- Directed by: Les Blair
- Written by: Brian Campbell Laurence McKeown
- Produced by: James Flynn
- Starring: Brendan Mackey Mark O'Halloran
- Cinematography: Owen McPolin
- Edited by: Niamh Fagan
- Music by: Ray Harman
- Distributed by: Metropolitan Films
- Release date: 15 July 2001;
- Running time: 88 minutes
- Country: Ireland
- Languages: English Irish

= H3 (film) =

2001 film by Les Blair

H3 is a film released in 2001 about the 1981 Irish hunger strike at HM Prison Maze in Northern Ireland, the events leading up to it, and subsequent developments in the prisoners' struggle for Prisoner of War status.
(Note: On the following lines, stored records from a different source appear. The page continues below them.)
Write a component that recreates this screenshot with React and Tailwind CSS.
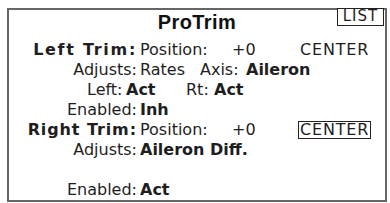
import React from 'react';

const font = { fontFamily: '"DejaVu Sans", "Liberation Sans", sans-serif' };

function Row({ label, track, children }) {
  return (
    <div className="flex h-5 leading-5 whitespace-nowrap">
      <div className={`w-[128px] shrink-0 text-right ${track || ''}`}>{label}</div>
      <div className="pl-[3px] flex">{children}</div>
    </div>
  );
}

function PositionRow({ label, track, boxed }) {
  return (
    <Row label={label} track={track}>
      <span className="w-[92px]">Position:</span>
      <span className="w-[66px]">+0</span>
      <span
        className={`h-[18px] leading-[15px] px-px mt-px border-[1.5px] tracking-[0.8px] ${boxed ? 'border-[#222]' : 'border-transparent'}`}
      >
        CENTER
      </span>
    </Row>
  );
}

export default function App() {
  return (
    <div className="relative w-[390px] h-[203px] bg-white pt-2 pl-[7px] pr-[3px] text-[#1e1e1e] text-[16px]" style={font}>
      <div className="h-[194px] border-2 border-[#666] overflow-hidden">
        <div
          className="h-6 leading-6 text-center text-[20px] font-bold tracking-[0.4px] text-[#111]"
          style={{ fontFamily: '"Liberation Sans", "DejaVu Sans", sans-serif' }}
        >
          ProTrim
        </div>
        <div className="mt-[6px]">
          <PositionRow label="Left Trim:" track="font-bold tracking-[1.7px]" />
          <Row label="Adjusts:">
            <span className="w-[60px]">Rates</span>
            <span className="w-[46px]">Axis:</span>
            <span className="font-semibold">Aileron</span>
          </Row>
          <div className="flex h-5 leading-5 whitespace-nowrap pl-[78px]">
            <span className="w-[39px]">Left:</span>
            <span className="w-[60px] font-semibold">Act</span>
            <span className="w-[28px]">Rt:</span>
            <span className="font-semibold">Act</span>
          </div>
          <Row label="Enabled:">
            <span className="font-semibold">Inh</span>
          </Row>
          <PositionRow label="Right Trim:" track="font-bold tracking-[0.9px]" boxed />
          <Row label="Adjusts:">
            <span className="font-semibold">Aileron Diff.</span>
          </Row>
          <div className="h-5" />
          <Row label="Enabled:">
            <span className="font-semibold">Act</span>
          </Row>
        </div>
      </div>
      <div className="absolute top-2 left-[337px] w-[47px] h-[18px] border-[1.5px] border-[#222] bg-white text-[15px] leading-[15px] text-center tracking-[1px]">
        LIST
      </div>
    </div>
  );
}
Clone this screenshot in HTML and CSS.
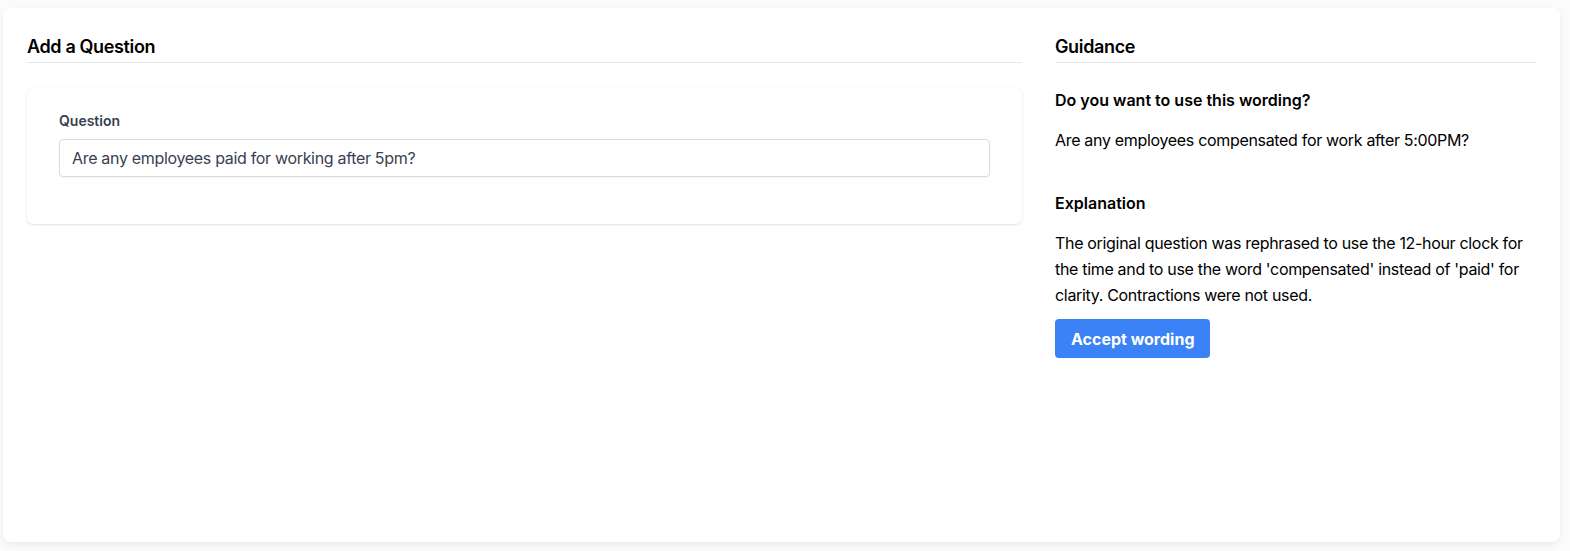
FILE: index.html
```html
<!DOCTYPE html>
<html lang="en">
<head>
<meta charset="utf-8">
<title>Add a Question</title>
<link rel="stylesheet" href="styles.css">
</head>
<body>
<div class="page">
  <div class="card">
    <section class="main-col">
      <h2 class="section-title">Add a Question</h2>
      <div class="form-card">
        <label class="field-label" for="q">Question</label>
        <input id="q" class="text-input" type="text" value="Are any employees paid for working after 5pm?">
      </div>
    </section>
    <aside class="side-col">
      <h2 class="section-title">Guidance</h2>
      <h3 class="sub-title first">Do you want to use this wording?</h3>
      <p class="body-text">Are any employees compensated for work after 5:00PM?</p>
      <h3 class="sub-title second">Explanation</h3>
      <p class="body-text">The original question was rephrased to use the 12-hour clock for the time and to use the word 'compensated' instead of 'paid' for clarity. Contractions were not used.</p>
      <button class="btn-primary" type="button">Accept wording</button>
    </aside>
  </div>
</div>
</body>
</html>
```

FILE: styles.css
```css
* { box-sizing: border-box; }
html, body { margin: 0; padding: 0; }
body {
  background: #fbfbfb;
  font-family: Inter, "Helvetica Neue", "Liberation Sans", Arial, sans-serif;
  color: #000;
  -webkit-font-smoothing: antialiased;
}
.page {
  height: 551px;
  padding: 8px 10px 9px 3px;
}
.card {
  height: 100%;
  background: #fff;
  border-radius: 8px;
  box-shadow: 0 3px 8px -1px rgba(0,0,0,0.08), 0 1px 3px -1px rgba(0,0,0,0.04);
  padding: 25px 23px 24px 24px;
  display: flex;
  gap: 33px;
}
.main-col { width: 995px; flex: none; }
.side-col { flex: 1; min-width: 0; }
.section-title {
  margin: 0;
  font-size: 18px;
  font-weight: 600;
  letter-spacing: -0.02em;
  line-height: 28px;
  padding-bottom: 1px;
  border-bottom: 1px solid #e5e7eb;
}
.form-card {
  margin-top: 25px;
  background: #fff;
  border-radius: 6px;
  box-shadow: 0 1px 3px 0 rgba(0,0,0,0.1), 0 1px 2px -1px rgba(0,0,0,0.08);
  padding: 23px 32px 47px 32px;
  height: 136px;
}
.field-label {
  display: block;
  font-size: 14px;
  font-weight: 600;
  line-height: 20px;
  color: #374151;
  margin-bottom: 8px;
}
.text-input {
  display: block;
  width: 100%;
  height: 38px;
  border: 1px solid #d9dbe0;
  border-radius: 4px;
  padding: 0 12px;
  font-family: inherit;
  font-size: 16px;
  letter-spacing: -0.02em;
  color: #374151;
  background: #fff;
  box-shadow: 0 1px 2px rgba(0,0,0,0.05);
  outline: none;
}
.sub-title {
  margin: 0;
  font-size: 16px;
  font-weight: 600;
  line-height: 24px;
}
.sub-title.first { margin-top: 25px; }
.sub-title.second { margin-top: 38px; }
.body-text {
  margin: 15px 0 0;
  font-size: 16px;
  letter-spacing: -0.02em;
  line-height: 26px;
}
.btn-primary {
  display: block;
  margin-top: 11px;
  height: 39px;
  padding: 0 16px;
  border: none;
  border-radius: 4px;
  background: #3b82f6;
  color: #fff;
  font-family: inherit;
  font-size: 16px;
  font-weight: 700;
}
```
It was directed by Les Blair and was written by Brian Campbell and Laurence McKeown; McKeown was a former volunteer in the Provisional IRA who participated in the hunger strike.

==Cast==
- Brendan Mackey as Seamus Scullion
- Dean Lennox Kelly as Ciaran
- Aidan Campbell as Declan
- Tony Devlin as Madra
- Kevin Elliot as Liam
- Mark O'Halloran as Bobby Sands
- Sean McDonagh as Proinsias
- Fergal McElherron as Francis Hughes
- Mark McCrory as Morton
- Dan Gordon as Simpson
- Gerry O'Brien as The Governor

==Awards==
The film was nominated for four awards and won one of them, the Golden Rosa Camuna award at the Bergamo Film Meeting.